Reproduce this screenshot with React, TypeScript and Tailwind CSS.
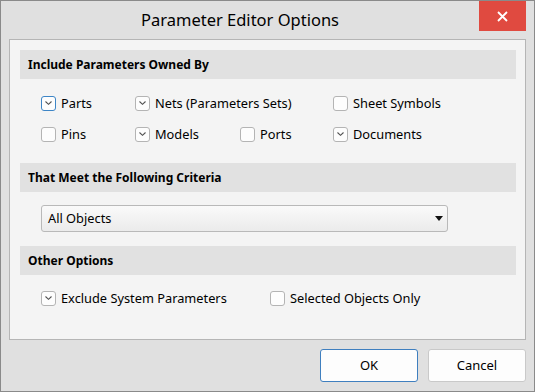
import React from "react";

const font = { fontFamily: '"Noto Sans", "Open Sans", sans-serif' };

function Check({ checked, focused }: { checked?: boolean; focused?: boolean }) {
  return (
    <span
      className={
        "flex h-[15px] w-[15px] shrink-0 items-center justify-center rounded-[3px] border bg-[#fdfdfd] " +
        (focused ? "border-[#3d85c6]" : "border-[#b4b4b4]")
      }
    >
      {checked && (
        <svg width="9" height="6" viewBox="0 0 9 6">
          <path d="M1.5 1.5 L4.5 4.3 L7.5 1.5" fill="none" stroke="#505050" strokeWidth="1.1" />
        </svg>
      )}
    </span>
  );
}

function Item({ label, checked, focused, w }: { label: string; checked?: boolean; focused?: boolean; w: string }) {
  return (
    <div className={"flex items-center gap-[5px] " + w}>
      <Check checked={checked} focused={focused} />
      <span className="text-[12.8px] leading-[16px] text-black">{label}</span>
    </div>
  );
}

function Header({ children }: { children: React.ReactNode }) {
  return (
    <div className="flex h-[29px] items-center bg-[#e1e1e1] pl-[8px] text-[12px] font-bold text-black">
      {children}
    </div>
  );
}

export default function App() {
  return (
    <div style={font} className="flex h-[392px] w-[535px] flex-col border border-[#8a8a8a] bg-[#e0e0e0]">
      <div className="flex h-[38px] items-start">
        <div className="flex-1 pt-[7px] text-center text-[16.5px] leading-[24px] text-black">Parameter Editor Options</div>
        <div className="flex h-[30px] w-[47px] items-center justify-center bg-[#e04a40]">
          <svg width="11" height="11" viewBox="0 0 11 11">
            <path d="M1 1 L10 10 M10 1 L1 10" stroke="#fff" strokeWidth="1.8" />
          </svg>
        </div>
        <div className="w-[8px]" />
      </div>
      <div className="mx-[8px] flex h-[301px] flex-col border border-[#b5b5b5] bg-[#f4f4f4] pl-[10px] pr-[9px] pt-[10px]">
        <Header>Include Parameters Owned By</Header>
        <div className="flex flex-col gap-[15px] pl-[21px] pt-[16px]">
          <div className="flex">
            <Item label="Parts" checked focused w="w-[94px]" />
            <Item label="Nets (Parameters Sets)" checked w="w-[198px]" />
            <Item label="Sheet Symbols" w="w-[120px]" />
          </div>
          <div className="flex">
            <Item label="Pins" w="w-[94px]" />
            <Item label="Models" checked w="w-[105px]" />
            <Item label="Ports" w="w-[93px]" />
            <Item label="Documents" checked w="w-[120px]" />
          </div>
        </div>
        <div className="pt-[21px]">
          <Header>That Meet the Following Criteria</Header>
        </div>
        <div className="pl-[21px] pt-[13px]">
          <div className="flex h-[27px] w-[407px] items-center justify-between rounded-[3px] border border-[#b9b9b9] bg-gradient-to-b from-[#fafafa] to-[#ebebeb] pl-[6px] pr-[4px]">
            <span className="text-[12.8px] text-black">All Objects</span>
            <svg width="8" height="5" viewBox="0 0 8 5">
              <path d="M0 0 L8 0 L4 5 Z" fill="#111" />
            </svg>
          </div>
        </div>
        <div className="pt-[14px]">
          <Header>Other Options</Header>
        </div>
        <div className="flex pl-[21px] pt-[15px]">
          <Item label="Exclude System Parameters" checked w="w-[229px]" />
          <Item label="Selected Objects Only" w="w-[180px]" />
        </div>
      </div>
      <div className="flex justify-end gap-[10px] pr-[8px] pt-[9px]">
        <button className="h-[33px] w-[98px] rounded-[3px] border border-[#3f7fbf] bg-[#fdfdfd] text-[13px] text-black">OK</button>
        <button className="h-[33px] w-[98px] rounded-[3px] border border-[#c9c9c9] bg-[#fdfdfd] text-[13px] text-black">Cancel</button>
      </div>
    </div>
  );
}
_ _ _ _
— The task —
Return each line from the material above exactly, but not the pictures.

— Exercise response —
Reproduce this screenshot with React, TypeScript and Tailwind CSS.
import React from "react";

const font = { fontFamily: '"Noto Sans", "Open Sans", sans-serif' };

function Check({ checked, focused }: { checked?: boolean; focused?: boolean }) {
  return (
    <span
      className={
        "flex h-[15px] w-[15px] shrink-0 items-center justify-center rounded-[3px] border bg-[#fdfdfd] " +
        (focused ? "border-[#3d85c6]" : "border-[#b4b4b4]")
      }
    >
      {checked && (
        <svg width="9" height="6" viewBox="0 0 9 6">
          <path d="M1.5 1.5 L4.5 4.3 L7.5 1.5" fill="none" stroke="#505050" strokeWidth="1.1" />
        </svg>
      )}
    </span>
  );
}

function Item({ label, checked, focused, w }: { label: string; checked?: boolean; focused?: boolean; w: string }) {
  return (
    <div className={"flex items-center gap-[5px] " + w}>
      <Check checked={checked} focused={focused} />
      <span className="text-[12.8px] leading-[16px] text-black">{label}</span>
    </div>
  );
}

function Header({ children }: { children: React.ReactNode }) {
  return (
    <div className="flex h-[29px] items-center bg-[#e1e1e1] pl-[8px] text-[12px] font-bold text-black">
      {children}
    </div>
  );
}

export default function App() {
  return (
    <div style={font} className="flex h-[392px] w-[535px] flex-col border border-[#8a8a8a] bg-[#e0e0e0]">
      <div className="flex h-[38px] items-start">
        <div className="flex-1 pt-[7px] text-center text-[16.5px] leading-[24px] text-black">Parameter Editor Options</div>
        <div className="flex h-[30px] w-[47px] items-center justify-center bg-[#e04a40]">
          <svg width="11" height="11" viewBox="0 0 11 11">
            <path d="M1 1 L10 10 M10 1 L1 10" stroke="#fff" strokeWidth="1.8" />
          </svg>
        </div>
        <div className="w-[8px]" />
      </div>
      <div className="mx-[8px] flex h-[301px] flex-col border border-[#b5b5b5] bg-[#f4f4f4] pl-[10px] pr-[9px] pt-[10px]">
        <Header>Include Parameters Owned By</Header>
        <div className="flex flex-col gap-[15px] pl-[21px] pt-[16px]">
          <div className="flex">
            <Item label="Parts" checked focused w="w-[94px]" />
            <Item label="Nets (Parameters Sets)" checked w="w-[198px]" />
            <Item label="Sheet Symbols" w="w-[120px]" />
          </div>
          <div className="flex">
            <Item label="Pins" w="w-[94px]" />
            <Item label="Models" checked w="w-[105px]" />
            <Item label="Ports" w="w-[93px]" />
            <Item label="Documents" checked w="w-[120px]" />
          </div>
        </div>
        <div className="pt-[21px]">
          <Header>That Meet the Following Criteria</Header>
        </div>
        <div className="pl-[21px] pt-[13px]">
          <div className="flex h-[27px] w-[407px] items-center justify-between rounded-[3px] border border-[#b9b9b9] bg-gradient-to-b from-[#fafafa] to-[#ebebeb] pl-[6px] pr-[4px]">
            <span className="text-[12.8px] text-black">All Objects</span>
            <svg width="8" height="5" viewBox="0 0 8 5">
              <path d="M0 0 L8 0 L4 5 Z" fill="#111" />
            </svg>
          </div>
        </div>
        <div className="pt-[14px]">
          <Header>Other Options</Header>
        </div>
        <div className="flex pl-[21px] pt-[15px]">
          <Item label="Exclude System Parameters" checked w="w-[229px]" />
          <Item label="Selected Objects Only" w="w-[180px]" />
        </div>
      </div>
      <div className="flex justify-end gap-[10px] pr-[8px] pt-[9px]">
        <button className="h-[33px] w-[98px] rounded-[3px] border border-[#3f7fbf] bg-[#fdfdfd] text-[13px] text-black">OK</button>
        <button className="h-[33px] w-[98px] rounded-[3px] border border-[#c9c9c9] bg-[#fdfdfd] text-[13px] text-black">Cancel</button>
      </div>
    </div>
  );
}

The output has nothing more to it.